The modern scientific endeavors that flow out of Scientific Naturalism are mostly good. The scientific methods (as Moreland argues is a more proper name for them) work. They produce new information, new technologies, new airplanes, bigger, better, and faster than the ones before. They produce discoveries and insights into a limited scope of the knowable universe. But this success is partial.

The Naturalistic worldvew that so delights in the partial success of the scientific methods is also a clandestine metaphysical view. It is an understanding, an assumption, a purely philosophical position that the knowledge and information garnered through such methods are the only kinds worth looking at… That everything else is fairy tales and chimeras, so much ethereal speculative gas.

How do we know this is false? Because the philosophical construct on which such an assumption is itself non-emperically verifiable, non “scientific” in this strict sense. It is something grounded in deeper presuppositions. It is a science built on a philosophy. We must recognize this to even rise to the level of reasonable, adult, human examination of what we believe. Naturalism, as an idea, may actually be true. But if so, it is a truth grounded in rational arguments, not laboratory tests. Or, if it is false, it will not necessarily be disproved by the influx of more data, but by the influx of new premises.
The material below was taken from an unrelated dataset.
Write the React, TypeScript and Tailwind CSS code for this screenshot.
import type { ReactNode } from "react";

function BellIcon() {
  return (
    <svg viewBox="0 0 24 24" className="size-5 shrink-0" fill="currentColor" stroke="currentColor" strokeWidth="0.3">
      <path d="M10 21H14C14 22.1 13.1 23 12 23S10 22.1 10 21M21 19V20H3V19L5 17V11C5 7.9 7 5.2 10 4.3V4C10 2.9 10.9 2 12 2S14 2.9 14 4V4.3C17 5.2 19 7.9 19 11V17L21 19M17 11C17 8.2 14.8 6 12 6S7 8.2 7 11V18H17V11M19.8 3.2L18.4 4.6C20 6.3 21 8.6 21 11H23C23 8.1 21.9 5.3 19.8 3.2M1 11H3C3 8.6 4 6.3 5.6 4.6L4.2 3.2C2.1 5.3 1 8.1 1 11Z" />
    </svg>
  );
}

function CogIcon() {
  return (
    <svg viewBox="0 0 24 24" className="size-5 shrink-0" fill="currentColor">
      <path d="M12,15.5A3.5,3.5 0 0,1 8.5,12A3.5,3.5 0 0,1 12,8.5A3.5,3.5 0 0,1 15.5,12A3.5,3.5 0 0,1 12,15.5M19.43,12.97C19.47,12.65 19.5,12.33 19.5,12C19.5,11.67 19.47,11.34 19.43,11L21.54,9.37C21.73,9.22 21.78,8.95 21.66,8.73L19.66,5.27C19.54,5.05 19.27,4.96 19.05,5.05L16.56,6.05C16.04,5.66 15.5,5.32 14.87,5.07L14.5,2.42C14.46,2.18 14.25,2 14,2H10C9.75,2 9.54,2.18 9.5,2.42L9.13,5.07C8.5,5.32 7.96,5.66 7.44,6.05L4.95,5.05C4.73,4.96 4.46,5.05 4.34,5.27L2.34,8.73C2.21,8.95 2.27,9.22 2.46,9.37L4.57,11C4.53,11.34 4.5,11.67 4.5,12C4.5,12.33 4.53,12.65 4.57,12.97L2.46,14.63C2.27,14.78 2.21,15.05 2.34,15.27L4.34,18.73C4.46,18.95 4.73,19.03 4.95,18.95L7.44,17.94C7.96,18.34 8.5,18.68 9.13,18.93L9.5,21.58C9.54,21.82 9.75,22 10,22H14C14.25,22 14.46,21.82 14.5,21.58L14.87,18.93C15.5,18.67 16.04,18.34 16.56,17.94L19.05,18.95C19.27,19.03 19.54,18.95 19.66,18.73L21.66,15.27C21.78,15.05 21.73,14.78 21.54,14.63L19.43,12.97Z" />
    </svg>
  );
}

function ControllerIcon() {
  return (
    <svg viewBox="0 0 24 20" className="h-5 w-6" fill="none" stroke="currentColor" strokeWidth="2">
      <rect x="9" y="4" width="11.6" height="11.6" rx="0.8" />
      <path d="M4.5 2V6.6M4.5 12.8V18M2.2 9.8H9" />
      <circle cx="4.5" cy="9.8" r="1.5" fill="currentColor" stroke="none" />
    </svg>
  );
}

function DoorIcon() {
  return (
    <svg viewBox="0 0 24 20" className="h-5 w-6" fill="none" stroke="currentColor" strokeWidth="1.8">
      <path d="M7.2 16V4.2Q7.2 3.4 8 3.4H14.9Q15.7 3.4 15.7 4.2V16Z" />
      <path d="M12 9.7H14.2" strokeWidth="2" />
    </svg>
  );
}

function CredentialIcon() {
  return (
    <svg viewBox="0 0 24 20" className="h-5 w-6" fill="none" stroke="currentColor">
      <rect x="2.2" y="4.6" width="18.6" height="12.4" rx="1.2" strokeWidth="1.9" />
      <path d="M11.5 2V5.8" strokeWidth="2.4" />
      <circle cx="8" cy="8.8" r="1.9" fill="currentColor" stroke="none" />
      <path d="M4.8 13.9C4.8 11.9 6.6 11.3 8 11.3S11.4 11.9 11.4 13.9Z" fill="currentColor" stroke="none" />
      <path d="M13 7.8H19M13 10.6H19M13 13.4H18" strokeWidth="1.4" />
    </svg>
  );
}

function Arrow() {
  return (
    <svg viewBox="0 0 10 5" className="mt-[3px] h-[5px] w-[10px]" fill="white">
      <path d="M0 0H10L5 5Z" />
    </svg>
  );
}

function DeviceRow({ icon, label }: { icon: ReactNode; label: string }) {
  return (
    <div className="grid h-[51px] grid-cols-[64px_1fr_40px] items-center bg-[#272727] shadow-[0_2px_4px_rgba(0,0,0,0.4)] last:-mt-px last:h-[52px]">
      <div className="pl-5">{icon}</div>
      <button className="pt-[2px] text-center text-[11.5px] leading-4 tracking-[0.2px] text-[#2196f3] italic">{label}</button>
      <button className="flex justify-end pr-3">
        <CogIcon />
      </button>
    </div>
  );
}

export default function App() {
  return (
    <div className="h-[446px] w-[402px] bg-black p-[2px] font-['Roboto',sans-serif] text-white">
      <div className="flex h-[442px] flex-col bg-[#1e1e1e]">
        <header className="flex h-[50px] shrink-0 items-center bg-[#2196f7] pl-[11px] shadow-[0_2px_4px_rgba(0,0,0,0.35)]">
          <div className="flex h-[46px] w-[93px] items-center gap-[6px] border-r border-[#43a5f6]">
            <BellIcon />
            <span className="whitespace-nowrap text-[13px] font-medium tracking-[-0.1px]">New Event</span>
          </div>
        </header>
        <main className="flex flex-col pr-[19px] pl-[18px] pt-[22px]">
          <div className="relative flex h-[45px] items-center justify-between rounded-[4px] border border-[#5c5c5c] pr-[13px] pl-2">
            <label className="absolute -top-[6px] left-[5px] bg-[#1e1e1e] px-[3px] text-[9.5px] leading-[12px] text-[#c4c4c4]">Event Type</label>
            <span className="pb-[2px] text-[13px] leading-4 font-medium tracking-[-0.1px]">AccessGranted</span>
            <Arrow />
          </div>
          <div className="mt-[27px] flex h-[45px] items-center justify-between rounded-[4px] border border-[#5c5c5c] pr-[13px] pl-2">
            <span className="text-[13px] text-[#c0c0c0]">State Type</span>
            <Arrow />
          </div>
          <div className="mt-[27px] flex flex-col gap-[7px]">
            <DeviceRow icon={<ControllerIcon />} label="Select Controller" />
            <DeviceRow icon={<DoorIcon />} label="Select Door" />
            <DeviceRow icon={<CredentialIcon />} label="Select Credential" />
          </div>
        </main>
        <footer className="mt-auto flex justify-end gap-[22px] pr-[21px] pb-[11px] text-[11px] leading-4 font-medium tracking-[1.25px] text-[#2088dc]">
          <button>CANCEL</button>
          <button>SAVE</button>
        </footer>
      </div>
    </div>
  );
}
Neither its truth or falsehood, are currently regarded as fairy tales and empty fantasies. Why not? They are both invisible aren’t they? Yes, but this alone does not disprove their reality. Rather, they are intellectual strongholds, and powerful cultural infrastructures on which companies, governments, and families are built. Yet neither can be seen, touched, tasted, felt, or smelled.
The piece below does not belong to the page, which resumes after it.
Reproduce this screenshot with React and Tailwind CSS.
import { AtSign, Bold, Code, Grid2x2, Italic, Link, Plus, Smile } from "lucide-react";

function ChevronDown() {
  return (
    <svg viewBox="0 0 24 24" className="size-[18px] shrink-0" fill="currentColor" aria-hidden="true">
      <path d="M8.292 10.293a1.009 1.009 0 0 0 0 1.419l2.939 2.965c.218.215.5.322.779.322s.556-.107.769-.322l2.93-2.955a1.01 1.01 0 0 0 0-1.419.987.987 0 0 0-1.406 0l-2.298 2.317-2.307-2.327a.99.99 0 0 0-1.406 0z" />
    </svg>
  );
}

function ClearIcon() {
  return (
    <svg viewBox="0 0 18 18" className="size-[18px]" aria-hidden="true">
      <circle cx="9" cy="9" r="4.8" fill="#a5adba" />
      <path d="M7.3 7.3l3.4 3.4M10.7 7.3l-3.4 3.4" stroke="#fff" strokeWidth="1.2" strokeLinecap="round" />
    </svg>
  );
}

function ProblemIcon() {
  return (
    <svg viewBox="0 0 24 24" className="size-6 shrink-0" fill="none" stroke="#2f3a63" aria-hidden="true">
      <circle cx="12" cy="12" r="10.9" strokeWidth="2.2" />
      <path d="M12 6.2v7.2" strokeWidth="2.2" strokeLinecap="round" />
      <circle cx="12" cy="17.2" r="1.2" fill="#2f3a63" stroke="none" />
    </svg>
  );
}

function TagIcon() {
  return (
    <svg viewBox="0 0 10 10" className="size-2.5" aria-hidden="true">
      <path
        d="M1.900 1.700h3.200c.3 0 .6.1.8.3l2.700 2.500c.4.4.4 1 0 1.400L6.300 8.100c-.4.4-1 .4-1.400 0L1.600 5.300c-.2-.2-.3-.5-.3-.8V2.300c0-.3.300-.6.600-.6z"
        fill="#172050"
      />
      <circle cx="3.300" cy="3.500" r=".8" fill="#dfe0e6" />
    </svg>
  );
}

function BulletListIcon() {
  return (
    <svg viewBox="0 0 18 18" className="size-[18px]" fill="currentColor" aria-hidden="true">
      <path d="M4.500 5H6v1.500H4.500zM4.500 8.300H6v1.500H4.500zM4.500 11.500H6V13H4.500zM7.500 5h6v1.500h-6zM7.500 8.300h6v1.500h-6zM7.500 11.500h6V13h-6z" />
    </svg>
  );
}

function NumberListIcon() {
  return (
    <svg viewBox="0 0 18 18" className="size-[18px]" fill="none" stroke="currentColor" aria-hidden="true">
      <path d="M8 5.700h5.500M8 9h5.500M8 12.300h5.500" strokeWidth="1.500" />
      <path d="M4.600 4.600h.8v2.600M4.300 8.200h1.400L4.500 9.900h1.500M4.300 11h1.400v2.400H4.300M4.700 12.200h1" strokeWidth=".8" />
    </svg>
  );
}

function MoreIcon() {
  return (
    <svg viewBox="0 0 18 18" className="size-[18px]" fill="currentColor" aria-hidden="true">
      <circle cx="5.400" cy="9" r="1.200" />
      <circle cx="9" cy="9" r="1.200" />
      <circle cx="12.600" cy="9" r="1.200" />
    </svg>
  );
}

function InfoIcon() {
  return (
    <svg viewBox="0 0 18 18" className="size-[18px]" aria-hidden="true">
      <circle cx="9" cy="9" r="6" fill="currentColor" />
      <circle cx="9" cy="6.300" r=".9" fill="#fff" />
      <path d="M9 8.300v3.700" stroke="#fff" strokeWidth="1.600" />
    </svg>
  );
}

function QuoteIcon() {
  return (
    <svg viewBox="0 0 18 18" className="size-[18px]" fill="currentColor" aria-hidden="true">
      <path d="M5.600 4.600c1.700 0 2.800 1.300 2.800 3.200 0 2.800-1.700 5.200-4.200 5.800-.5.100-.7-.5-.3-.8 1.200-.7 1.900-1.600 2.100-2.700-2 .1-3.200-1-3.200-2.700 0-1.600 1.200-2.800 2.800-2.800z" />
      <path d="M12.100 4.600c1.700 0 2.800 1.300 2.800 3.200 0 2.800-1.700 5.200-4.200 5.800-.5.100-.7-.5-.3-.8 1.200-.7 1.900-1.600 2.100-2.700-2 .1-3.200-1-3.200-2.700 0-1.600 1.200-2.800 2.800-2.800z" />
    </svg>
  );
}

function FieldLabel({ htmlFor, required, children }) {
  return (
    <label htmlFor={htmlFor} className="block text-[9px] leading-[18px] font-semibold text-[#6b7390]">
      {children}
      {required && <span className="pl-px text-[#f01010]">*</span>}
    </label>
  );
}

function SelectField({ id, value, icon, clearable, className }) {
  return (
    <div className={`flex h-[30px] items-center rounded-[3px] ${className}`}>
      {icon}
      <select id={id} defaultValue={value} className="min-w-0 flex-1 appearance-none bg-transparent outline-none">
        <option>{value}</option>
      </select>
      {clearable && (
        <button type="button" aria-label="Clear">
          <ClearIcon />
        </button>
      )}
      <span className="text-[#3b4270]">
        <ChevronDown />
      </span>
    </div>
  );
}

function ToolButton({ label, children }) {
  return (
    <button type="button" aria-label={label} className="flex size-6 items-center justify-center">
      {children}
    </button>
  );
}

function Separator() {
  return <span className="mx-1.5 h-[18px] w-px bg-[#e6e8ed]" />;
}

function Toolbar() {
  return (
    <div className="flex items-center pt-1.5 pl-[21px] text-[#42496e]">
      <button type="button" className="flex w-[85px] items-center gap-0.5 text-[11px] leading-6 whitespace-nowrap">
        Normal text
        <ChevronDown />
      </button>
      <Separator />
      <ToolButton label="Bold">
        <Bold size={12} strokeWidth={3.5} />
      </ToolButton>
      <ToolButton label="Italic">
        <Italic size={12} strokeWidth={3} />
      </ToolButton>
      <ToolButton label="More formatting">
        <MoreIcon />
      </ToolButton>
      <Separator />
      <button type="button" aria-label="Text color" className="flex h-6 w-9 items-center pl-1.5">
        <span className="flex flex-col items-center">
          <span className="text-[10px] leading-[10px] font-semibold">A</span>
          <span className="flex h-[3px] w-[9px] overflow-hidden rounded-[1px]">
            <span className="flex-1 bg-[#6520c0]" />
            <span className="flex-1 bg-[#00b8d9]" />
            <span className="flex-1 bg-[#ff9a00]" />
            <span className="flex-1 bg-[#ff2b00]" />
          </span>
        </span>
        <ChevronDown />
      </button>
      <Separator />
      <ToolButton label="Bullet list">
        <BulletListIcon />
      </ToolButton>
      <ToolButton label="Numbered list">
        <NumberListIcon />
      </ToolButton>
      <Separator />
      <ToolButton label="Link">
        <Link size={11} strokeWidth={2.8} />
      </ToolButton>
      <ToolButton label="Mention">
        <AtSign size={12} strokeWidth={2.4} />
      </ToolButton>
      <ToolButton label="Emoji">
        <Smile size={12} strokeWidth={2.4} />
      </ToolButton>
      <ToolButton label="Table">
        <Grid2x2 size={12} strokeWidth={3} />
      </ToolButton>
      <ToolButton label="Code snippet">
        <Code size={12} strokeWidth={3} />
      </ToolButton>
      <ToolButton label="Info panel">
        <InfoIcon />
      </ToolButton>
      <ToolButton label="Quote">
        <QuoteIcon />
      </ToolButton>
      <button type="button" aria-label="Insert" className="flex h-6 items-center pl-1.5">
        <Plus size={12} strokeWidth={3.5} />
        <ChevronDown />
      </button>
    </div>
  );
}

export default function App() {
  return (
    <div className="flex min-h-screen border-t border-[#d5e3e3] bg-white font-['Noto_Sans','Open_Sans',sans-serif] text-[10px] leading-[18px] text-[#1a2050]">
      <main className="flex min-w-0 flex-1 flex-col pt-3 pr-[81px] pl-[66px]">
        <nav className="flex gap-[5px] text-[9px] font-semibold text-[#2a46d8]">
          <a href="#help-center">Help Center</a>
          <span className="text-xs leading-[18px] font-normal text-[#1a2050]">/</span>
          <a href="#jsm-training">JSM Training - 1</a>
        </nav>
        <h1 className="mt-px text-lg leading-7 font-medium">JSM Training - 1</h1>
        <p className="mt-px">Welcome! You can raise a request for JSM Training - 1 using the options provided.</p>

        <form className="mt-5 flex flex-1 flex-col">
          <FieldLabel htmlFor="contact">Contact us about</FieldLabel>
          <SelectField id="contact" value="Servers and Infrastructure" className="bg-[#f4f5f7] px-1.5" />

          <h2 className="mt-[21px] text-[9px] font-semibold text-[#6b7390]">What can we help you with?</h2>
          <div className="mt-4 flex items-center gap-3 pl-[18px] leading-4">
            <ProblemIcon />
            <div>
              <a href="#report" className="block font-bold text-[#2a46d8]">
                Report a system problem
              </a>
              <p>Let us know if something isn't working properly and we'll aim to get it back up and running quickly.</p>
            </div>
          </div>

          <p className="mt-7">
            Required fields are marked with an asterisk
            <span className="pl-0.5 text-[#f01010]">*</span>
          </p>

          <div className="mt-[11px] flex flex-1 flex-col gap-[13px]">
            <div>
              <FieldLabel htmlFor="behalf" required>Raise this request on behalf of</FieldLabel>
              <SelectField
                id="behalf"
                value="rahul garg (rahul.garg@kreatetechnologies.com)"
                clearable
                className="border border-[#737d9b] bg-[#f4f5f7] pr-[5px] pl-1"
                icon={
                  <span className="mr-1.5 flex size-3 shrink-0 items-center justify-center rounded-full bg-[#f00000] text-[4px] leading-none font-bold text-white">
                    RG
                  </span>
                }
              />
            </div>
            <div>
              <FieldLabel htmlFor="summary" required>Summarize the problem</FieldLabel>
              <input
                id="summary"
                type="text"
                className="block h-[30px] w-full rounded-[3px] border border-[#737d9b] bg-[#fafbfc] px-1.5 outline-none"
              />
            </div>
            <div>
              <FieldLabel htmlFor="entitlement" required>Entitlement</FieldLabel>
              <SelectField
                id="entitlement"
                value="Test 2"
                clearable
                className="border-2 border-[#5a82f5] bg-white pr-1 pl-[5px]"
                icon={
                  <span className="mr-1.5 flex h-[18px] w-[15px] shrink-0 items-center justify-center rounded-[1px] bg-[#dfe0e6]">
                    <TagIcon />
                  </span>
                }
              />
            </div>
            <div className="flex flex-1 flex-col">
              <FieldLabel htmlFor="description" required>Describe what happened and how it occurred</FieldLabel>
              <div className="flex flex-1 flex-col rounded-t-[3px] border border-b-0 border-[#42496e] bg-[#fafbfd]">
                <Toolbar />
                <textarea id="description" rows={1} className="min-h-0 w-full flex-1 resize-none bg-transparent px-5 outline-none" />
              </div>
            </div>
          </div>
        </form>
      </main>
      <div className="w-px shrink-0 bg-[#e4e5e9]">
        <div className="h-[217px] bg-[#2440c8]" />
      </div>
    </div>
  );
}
The modern scientific experiment is working and picking up speed. The overall Naturalistic worldview is failing and running out of steam. Human beings with any sense of “holy curiosity” as Einstein said, have always, and will always, seek a wholistic worldview that accounts for the empirical universe as well as the intelligible universe. Even the so called “Laws” by which we describe physical phenomenon have themselves more of an intelligible reality than physical. Where in the universe is the law of gravity? Where is the second “law” of thermodynamics? (For that matter, where is the law of non-contradiction?)

More and more philosophers are waking up to the fact that Naturalism itself is a view that presupposes a high degree of trust in philosophy, in the veracity and verifiability of epistemological and metaphysical arguments. As this awareness is born more fully into the academic and scientific community, it will naturally lead to a much needed re-examination of the metaphysics that we have been assuming a priori since Bacon, Hume, Nietchze, Darwin and the like so forcefully propounded their hypotheses to the world. These hypotheses, as well as new ones, will be considered and reconsidered. And, God willing, thoughtful controversy will replace unthinking consensus. It will be a brighter day when we again have completely become an explicitly “metaphysical age,” no longer content to rest on our own assumptions in the comforting and wishful fantasy that they are scientific facts.